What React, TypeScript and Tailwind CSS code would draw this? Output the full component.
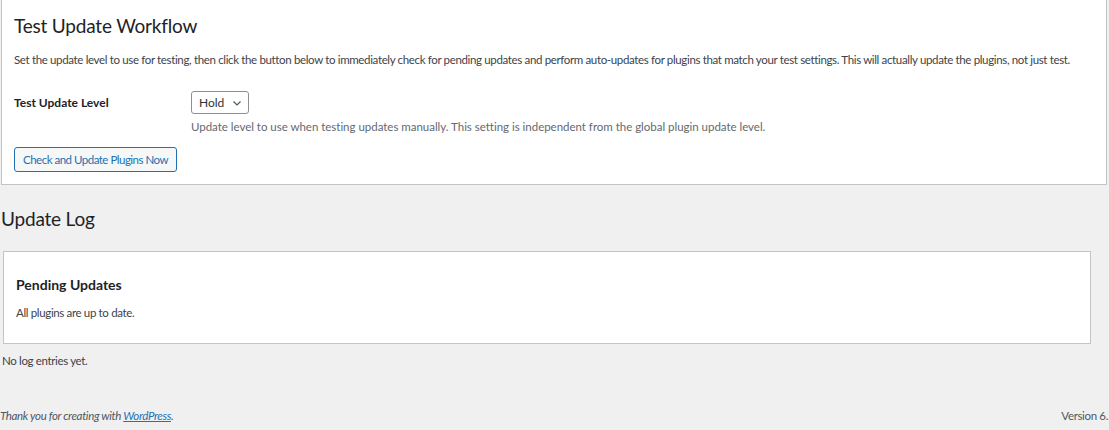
import React from 'react';

const body = "font-['Lato',sans-serif] text-[11.5px] tracking-[-0.35px]";
const heading = "font-['Lato',sans-serif] text-[19px] leading-[24px] tracking-[-0.2px] text-[#1d2327]";

export default function App() {
  return (
    <div className={`min-h-[430px] w-[1109px] overflow-hidden bg-[#f0f0f1] leading-[18px] text-[#3c434a] ${body}`}>
      <div className="ml-px w-[1106px] border border-t-0 border-[#c3c4c7] bg-white px-[12px] pb-3">
        <h2 className={`pt-[14px] ${heading}`}>Test Update Workflow</h2>
        <p className="mt-[13px] whitespace-nowrap">
          Set the update level to use for testing, then click the button below to immediately check for pending updates and
          perform auto-updates for plugins that match your test settings. This will actually update the plugins, not just test.
        </p>
        <div className="mt-[22px] flex items-center">
          <div className="w-[177px] text-[12px] font-bold tracking-normal text-[#1d2327]">Test Update Level</div>
          <div className="flex h-[23px] w-[58px] items-center justify-between rounded-[3px] border border-[#8c8f94] pl-[7px] pr-[6px] text-[12px] tracking-normal text-[#2c3338]">
            <span>Hold</span>
            <svg width="10" height="10" viewBox="0 0 10 10" fill="none" stroke="#50575e" strokeWidth="1.2">
              <path d="M1.5 3.5 5 7l3.5-3.5" />
            </svg>
          </div>
        </div>
        <p className="ml-[177px] mt-[4px] tracking-[-0.02px] text-[#646970]">
          Update level to use when testing updates manually. This setting is independent from the global plugin update level.
        </p>
        <button className="mt-[11px] flex h-[25px] items-center rounded-[3px] border border-[#2271b1] bg-[#f6f7f7] px-[8px] tracking-[-0.5px] text-[#2271b1]">
          Check and Update Plugins Now
        </button>
      </div>

      <h2 className={`ml-px mt-[22px] ${heading}`}>Update Log</h2>

      <div className="ml-[3px] mt-[20px] w-[1088px] border border-[#c3c4c7] bg-white px-[12px] pb-[21px] pt-[24px]">
        <h3 className="text-[14px] font-bold leading-[18px] tracking-normal text-[#1d2327]">Pending Updates</h3>
        <p className="mt-[10px]">All plugins are up to date.</p>
      </div>

      <p className="ml-[2px] mt-[8px]">No log entries yet.</p>

      <div className="mt-[37px] flex justify-between text-[#50575e]">
        <span className="italic">
          Thank you for creating with{' '}
          <a href="#" className="text-[#2271b1] underline">
            WordPress
          </a>
          .
        </span>
        <span className="pr-px">Version 6.</span>
      </div>
    </div>
  );
}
+-------+
_Your goal_. Your task is an exact transcription of all the data, minus the pictures.

_Complete output_.
What React, TypeScript and Tailwind CSS code would draw this? Output the full component.
import React from 'react';

const body = "font-['Lato',sans-serif] text-[11.5px] tracking-[-0.35px]";
const heading = "font-['Lato',sans-serif] text-[19px] leading-[24px] tracking-[-0.2px] text-[#1d2327]";

export default function App() {
  return (
    <div className={`min-h-[430px] w-[1109px] overflow-hidden bg-[#f0f0f1] leading-[18px] text-[#3c434a] ${body}`}>
      <div className="ml-px w-[1106px] border border-t-0 border-[#c3c4c7] bg-white px-[12px] pb-3">
        <h2 className={`pt-[14px] ${heading}`}>Test Update Workflow</h2>
        <p className="mt-[13px] whitespace-nowrap">
          Set the update level to use for testing, then click the button below to immediately check for pending updates and
          perform auto-updates for plugins that match your test settings. This will actually update the plugins, not just test.
        </p>
        <div className="mt-[22px] flex items-center">
          <div className="w-[177px] text-[12px] font-bold tracking-normal text-[#1d2327]">Test Update Level</div>
          <div className="flex h-[23px] w-[58px] items-center justify-between rounded-[3px] border border-[#8c8f94] pl-[7px] pr-[6px] text-[12px] tracking-normal text-[#2c3338]">
            <span>Hold</span>
            <svg width="10" height="10" viewBox="0 0 10 10" fill="none" stroke="#50575e" strokeWidth="1.2">
              <path d="M1.5 3.5 5 7l3.5-3.5" />
            </svg>
          </div>
        </div>
        <p className="ml-[177px] mt-[4px] tracking-[-0.02px] text-[#646970]">
          Update level to use when testing updates manually. This setting is independent from the global plugin update level.
        </p>
        <button className="mt-[11px] flex h-[25px] items-center rounded-[3px] border border-[#2271b1] bg-[#f6f7f7] px-[8px] tracking-[-0.5px] text-[#2271b1]">
          Check and Update Plugins Now
        </button>
      </div>

      <h2 className={`ml-px mt-[22px] ${heading}`}>Update Log</h2>

      <div className="ml-[3px] mt-[20px] w-[1088px] border border-[#c3c4c7] bg-white px-[12px] pb-[21px] pt-[24px]">
        <h3 className="text-[14px] font-bold leading-[18px] tracking-normal text-[#1d2327]">Pending Updates</h3>
        <p className="mt-[10px]">All plugins are up to date.</p>
      </div>

      <p className="ml-[2px] mt-[8px]">No log entries yet.</p>

      <div className="mt-[37px] flex justify-between text-[#50575e]">
        <span className="italic">
          Thank you for creating with{' '}
          <a href="#" className="text-[#2271b1] underline">
            WordPress
          </a>
          .
        </span>
        <span className="pr-px">Version 6.</span>
      </div>
    </div>
  );
}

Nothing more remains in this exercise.